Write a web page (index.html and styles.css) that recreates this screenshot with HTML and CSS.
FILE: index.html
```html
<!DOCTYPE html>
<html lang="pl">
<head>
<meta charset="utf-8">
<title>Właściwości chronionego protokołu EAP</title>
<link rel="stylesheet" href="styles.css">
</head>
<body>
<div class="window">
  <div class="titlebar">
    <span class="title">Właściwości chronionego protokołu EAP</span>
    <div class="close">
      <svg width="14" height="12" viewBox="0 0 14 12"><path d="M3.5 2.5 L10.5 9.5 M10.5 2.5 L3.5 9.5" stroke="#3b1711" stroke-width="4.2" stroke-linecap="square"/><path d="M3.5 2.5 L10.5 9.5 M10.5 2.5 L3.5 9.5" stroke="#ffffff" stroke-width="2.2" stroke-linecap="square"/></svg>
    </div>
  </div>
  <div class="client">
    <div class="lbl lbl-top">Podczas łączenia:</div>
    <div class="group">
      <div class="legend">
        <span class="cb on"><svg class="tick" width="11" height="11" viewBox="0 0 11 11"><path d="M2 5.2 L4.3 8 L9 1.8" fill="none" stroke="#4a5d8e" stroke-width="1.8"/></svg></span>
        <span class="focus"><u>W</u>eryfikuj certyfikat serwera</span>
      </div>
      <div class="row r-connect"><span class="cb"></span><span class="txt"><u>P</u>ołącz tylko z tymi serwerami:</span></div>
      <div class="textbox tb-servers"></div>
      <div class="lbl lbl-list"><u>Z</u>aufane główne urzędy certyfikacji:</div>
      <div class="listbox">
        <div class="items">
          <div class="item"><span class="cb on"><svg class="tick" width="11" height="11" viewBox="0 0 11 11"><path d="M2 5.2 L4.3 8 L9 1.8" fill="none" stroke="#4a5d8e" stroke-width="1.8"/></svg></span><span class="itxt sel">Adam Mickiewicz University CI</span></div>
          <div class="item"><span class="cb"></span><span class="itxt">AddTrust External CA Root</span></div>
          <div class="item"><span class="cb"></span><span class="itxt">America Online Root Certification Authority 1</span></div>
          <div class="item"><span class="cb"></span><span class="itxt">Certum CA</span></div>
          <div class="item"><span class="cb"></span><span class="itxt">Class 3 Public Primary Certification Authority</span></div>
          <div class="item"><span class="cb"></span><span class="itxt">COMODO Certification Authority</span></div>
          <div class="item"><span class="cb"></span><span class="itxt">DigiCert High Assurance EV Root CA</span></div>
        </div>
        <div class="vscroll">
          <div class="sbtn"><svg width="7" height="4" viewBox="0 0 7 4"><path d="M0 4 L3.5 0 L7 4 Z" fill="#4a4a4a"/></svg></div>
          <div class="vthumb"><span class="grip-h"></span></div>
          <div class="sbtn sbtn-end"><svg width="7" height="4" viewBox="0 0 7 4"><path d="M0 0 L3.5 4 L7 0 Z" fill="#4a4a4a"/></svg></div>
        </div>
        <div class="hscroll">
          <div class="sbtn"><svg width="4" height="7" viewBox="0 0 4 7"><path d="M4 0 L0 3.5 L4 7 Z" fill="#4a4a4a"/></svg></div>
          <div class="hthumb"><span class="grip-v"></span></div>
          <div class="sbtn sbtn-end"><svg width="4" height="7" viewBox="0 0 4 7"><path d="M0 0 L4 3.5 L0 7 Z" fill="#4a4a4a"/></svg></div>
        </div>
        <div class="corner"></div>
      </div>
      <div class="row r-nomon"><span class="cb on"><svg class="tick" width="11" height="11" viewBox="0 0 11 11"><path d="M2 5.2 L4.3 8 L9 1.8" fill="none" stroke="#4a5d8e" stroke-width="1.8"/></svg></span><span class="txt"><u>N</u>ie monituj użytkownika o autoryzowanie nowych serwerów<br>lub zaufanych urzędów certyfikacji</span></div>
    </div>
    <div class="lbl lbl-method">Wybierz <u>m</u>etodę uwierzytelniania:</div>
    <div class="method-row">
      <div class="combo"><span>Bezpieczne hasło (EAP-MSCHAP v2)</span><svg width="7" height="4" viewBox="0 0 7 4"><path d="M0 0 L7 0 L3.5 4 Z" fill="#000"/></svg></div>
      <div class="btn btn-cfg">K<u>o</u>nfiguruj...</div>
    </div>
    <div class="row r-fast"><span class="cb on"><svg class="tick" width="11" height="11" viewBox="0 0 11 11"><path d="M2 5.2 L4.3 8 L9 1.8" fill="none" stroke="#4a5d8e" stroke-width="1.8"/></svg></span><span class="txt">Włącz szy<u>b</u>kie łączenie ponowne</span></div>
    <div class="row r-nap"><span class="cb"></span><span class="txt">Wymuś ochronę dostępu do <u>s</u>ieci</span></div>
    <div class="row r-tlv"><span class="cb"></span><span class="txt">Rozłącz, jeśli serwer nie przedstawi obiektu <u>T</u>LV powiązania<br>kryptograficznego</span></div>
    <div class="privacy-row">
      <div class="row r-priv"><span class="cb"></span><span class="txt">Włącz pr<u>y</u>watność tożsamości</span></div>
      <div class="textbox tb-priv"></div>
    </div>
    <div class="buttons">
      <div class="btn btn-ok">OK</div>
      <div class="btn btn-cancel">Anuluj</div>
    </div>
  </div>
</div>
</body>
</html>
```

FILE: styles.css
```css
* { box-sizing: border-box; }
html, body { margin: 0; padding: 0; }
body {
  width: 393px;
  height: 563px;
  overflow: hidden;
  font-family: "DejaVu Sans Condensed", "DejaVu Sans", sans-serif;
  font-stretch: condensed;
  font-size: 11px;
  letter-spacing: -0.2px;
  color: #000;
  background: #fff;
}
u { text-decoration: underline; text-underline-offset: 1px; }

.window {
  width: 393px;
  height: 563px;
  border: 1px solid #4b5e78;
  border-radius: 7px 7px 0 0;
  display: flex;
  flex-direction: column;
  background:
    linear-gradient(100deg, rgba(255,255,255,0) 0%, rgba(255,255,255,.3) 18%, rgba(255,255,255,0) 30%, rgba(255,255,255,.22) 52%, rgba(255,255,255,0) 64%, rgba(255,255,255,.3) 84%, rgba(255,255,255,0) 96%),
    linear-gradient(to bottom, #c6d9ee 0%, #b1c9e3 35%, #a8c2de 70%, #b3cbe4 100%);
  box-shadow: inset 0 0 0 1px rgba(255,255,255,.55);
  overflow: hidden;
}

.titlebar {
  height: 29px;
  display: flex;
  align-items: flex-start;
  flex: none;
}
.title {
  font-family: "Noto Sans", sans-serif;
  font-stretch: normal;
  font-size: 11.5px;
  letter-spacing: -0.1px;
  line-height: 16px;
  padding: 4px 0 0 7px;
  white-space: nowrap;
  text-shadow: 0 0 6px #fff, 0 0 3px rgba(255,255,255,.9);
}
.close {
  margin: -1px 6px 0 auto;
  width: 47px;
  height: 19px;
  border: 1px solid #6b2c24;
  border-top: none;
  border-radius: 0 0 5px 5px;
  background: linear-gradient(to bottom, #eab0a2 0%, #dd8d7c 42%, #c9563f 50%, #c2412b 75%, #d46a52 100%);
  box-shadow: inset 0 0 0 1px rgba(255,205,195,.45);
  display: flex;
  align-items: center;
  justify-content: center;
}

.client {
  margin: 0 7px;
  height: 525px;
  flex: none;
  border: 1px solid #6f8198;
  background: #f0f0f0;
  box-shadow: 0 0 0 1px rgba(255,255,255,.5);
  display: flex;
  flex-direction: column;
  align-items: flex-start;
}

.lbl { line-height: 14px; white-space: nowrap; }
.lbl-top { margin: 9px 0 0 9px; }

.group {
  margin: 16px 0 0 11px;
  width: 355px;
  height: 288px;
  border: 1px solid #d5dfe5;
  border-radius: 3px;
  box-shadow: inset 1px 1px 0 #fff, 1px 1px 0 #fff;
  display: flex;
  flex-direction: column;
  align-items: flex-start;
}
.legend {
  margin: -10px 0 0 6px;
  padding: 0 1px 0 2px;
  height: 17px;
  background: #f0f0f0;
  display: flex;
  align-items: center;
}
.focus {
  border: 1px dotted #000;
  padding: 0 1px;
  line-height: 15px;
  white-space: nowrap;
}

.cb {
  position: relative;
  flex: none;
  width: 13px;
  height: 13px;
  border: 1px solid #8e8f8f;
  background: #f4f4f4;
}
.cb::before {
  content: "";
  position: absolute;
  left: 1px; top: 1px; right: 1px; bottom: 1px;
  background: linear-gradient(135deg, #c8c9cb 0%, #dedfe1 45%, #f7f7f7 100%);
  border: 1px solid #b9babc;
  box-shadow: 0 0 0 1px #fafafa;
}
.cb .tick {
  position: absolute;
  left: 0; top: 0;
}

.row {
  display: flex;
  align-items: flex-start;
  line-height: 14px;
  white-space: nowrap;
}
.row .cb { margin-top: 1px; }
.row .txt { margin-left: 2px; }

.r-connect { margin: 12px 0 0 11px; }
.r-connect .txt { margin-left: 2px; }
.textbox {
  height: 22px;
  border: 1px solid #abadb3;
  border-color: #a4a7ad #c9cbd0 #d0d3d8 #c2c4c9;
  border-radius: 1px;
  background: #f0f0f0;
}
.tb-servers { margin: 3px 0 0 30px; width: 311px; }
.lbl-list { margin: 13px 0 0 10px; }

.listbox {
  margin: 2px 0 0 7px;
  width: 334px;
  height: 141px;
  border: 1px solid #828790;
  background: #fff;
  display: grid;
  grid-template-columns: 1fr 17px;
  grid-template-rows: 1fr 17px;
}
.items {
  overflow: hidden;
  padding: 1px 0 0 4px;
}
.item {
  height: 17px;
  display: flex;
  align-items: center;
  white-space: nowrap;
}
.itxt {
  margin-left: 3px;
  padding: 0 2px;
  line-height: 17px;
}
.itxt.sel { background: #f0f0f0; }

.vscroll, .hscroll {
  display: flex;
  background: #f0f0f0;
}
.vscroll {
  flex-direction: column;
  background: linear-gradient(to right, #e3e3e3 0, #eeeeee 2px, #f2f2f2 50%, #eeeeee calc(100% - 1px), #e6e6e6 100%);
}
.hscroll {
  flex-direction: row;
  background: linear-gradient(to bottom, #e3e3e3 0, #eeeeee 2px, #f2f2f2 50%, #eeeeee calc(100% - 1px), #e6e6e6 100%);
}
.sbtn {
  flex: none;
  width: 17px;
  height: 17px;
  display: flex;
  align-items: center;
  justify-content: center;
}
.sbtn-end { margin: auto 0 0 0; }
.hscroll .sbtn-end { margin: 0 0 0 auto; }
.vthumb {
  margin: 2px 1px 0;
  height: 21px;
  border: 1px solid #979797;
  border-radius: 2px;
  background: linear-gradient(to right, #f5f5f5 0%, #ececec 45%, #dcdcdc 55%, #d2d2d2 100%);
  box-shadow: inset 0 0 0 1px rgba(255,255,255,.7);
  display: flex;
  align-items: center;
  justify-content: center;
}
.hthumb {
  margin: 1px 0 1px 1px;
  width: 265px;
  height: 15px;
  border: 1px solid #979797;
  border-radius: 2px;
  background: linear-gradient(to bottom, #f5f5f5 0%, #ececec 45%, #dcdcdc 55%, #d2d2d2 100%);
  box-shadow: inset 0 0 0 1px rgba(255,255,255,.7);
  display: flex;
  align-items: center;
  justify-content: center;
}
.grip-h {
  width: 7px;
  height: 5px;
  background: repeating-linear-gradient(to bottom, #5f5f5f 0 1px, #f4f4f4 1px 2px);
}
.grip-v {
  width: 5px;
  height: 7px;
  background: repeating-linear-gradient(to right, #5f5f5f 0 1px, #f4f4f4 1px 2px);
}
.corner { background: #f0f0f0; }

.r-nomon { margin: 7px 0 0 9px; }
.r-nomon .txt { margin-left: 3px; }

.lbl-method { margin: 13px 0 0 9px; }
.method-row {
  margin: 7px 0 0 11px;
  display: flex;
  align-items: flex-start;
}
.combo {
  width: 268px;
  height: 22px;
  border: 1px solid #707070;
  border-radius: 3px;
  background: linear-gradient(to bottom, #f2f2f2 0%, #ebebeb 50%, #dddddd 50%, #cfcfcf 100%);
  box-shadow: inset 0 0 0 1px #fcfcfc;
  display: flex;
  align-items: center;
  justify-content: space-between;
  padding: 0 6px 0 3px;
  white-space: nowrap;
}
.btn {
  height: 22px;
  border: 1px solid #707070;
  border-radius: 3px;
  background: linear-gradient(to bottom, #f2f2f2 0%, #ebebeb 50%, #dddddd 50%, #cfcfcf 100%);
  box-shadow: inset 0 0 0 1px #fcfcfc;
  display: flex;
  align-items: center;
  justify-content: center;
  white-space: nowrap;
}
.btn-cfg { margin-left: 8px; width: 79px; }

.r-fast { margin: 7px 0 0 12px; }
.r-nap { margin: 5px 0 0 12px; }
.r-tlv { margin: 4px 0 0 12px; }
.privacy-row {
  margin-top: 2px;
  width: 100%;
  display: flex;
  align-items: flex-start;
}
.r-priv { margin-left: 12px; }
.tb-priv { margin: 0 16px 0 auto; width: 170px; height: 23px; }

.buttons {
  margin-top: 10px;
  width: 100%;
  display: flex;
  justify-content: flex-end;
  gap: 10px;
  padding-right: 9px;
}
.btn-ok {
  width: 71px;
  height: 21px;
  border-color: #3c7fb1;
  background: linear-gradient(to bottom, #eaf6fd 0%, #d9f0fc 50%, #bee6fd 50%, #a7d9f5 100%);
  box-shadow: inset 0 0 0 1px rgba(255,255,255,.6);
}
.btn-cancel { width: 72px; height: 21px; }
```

○ ○ ○ ○ ○ ○ ○

* Instructions to follow: Filter out all lines lacking the word "index" and copy the rest.

* Solution for this problem:
Write a web page (index.html and styles.css) that recreates this screenshot with HTML and CSS.
FILE: index.html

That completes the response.